The Crimson was supposed to beat Brown on Saturday, and then dispatch Dartmouth to force a tie for the championship.

It didn't happen.

But Brown knows how it feels to come in second place. The bears have finished second the last two years.

"I feel so great," Brown Captain Shonica Tunstall said. "I feel like I've been waiting for this so long. We finally did it."

Tunstall finally got a championship ring in her senior year.

"We did it for Shonica," Brown sophomore guard Michelle Pagliaro said. "Shonica leads by example. I remember when she went down in the pre-season with a sprained ankle.

"We were pratically in tears when the doctor told us she'd be out for eight weeks. But she came back. She's incredible."

Harvard's Captain, Healey, just missed sharing the title with Tunstall. After the game the two captains hugged.

"You want to end your career with a championship," Healey reflected. "But [senior] Heather [Harris] and I got ours last year."

Not everyone at Briggs Cage was as charitable as Healey.

The Brown fans came out in force and gave the Crimson fits all night. They seemed more like Duke fans actually.

Whenever the Harvard guards would touch the ball, the Brown crowd would hum, "Oh-Oh-Oh-Oh-Oh."

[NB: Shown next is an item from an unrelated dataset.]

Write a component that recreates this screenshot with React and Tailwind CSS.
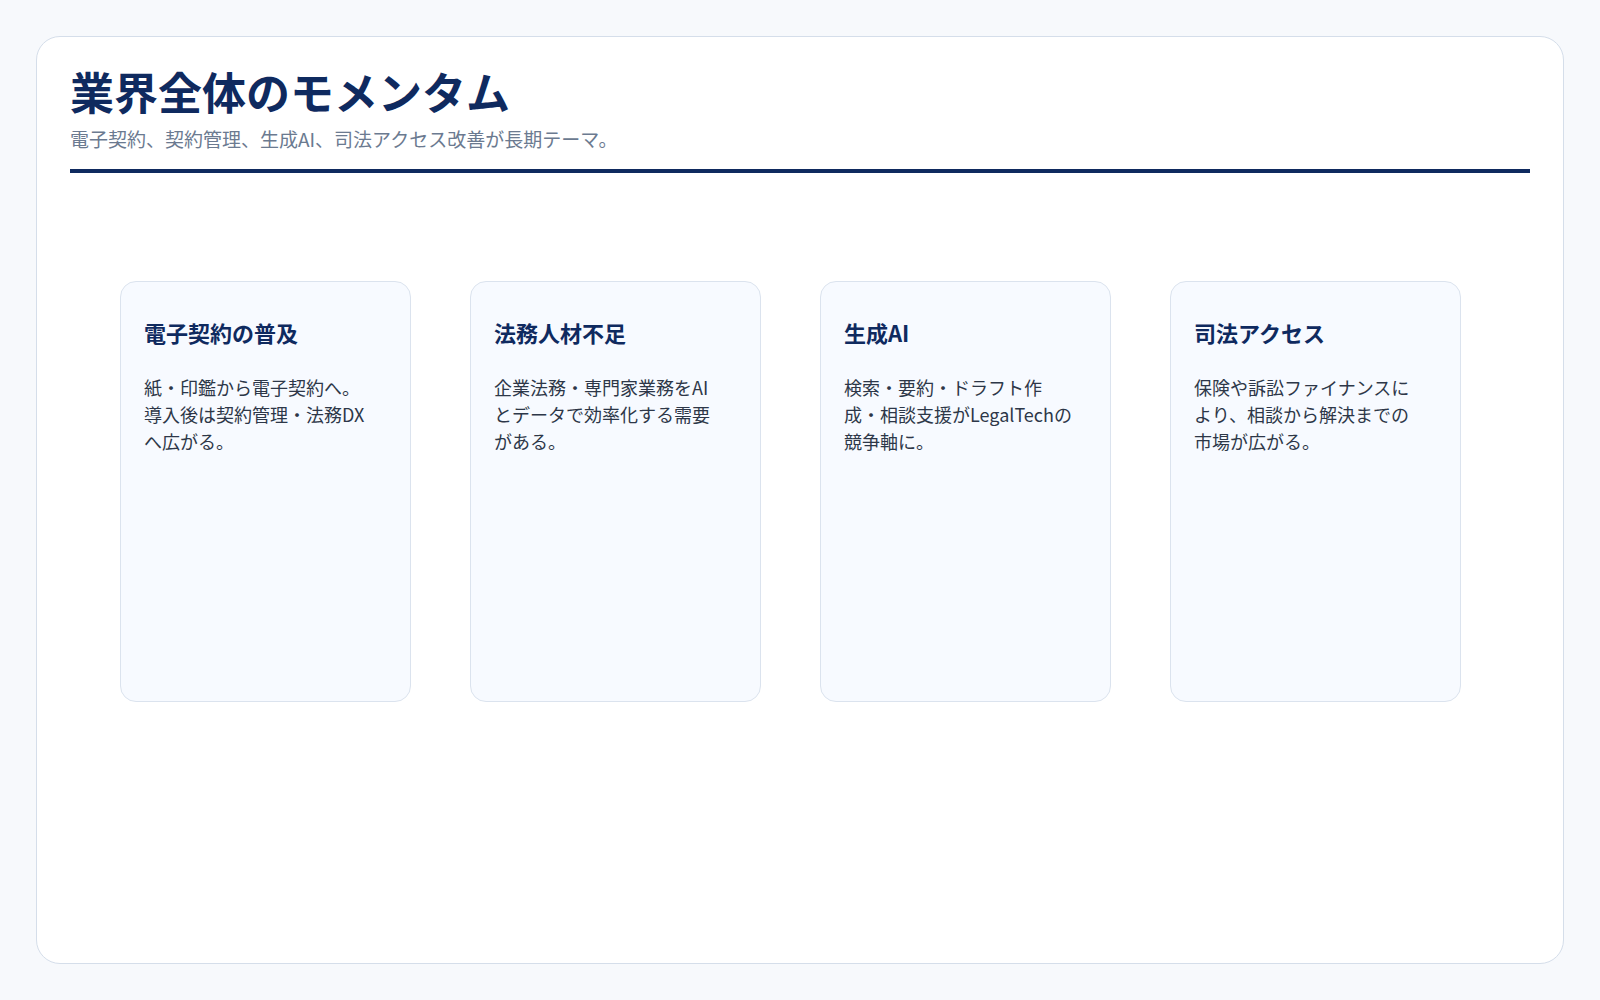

Several times during the night they broke into choruses of "Aiir-ball, Air-ball," and with the game well in hand, they crooned an old basketball favorite: "Na-Na-Na-Na...Hey, Hey, Goodbye!"

Looking on in amusement were two reporters from the BBC, who were shooting a documentary.

"We're just filming around Boston and Harvard's a part of Boston so we thought we'd stop by," correspondent Brian Davis said. "I like this game. It's very exciting."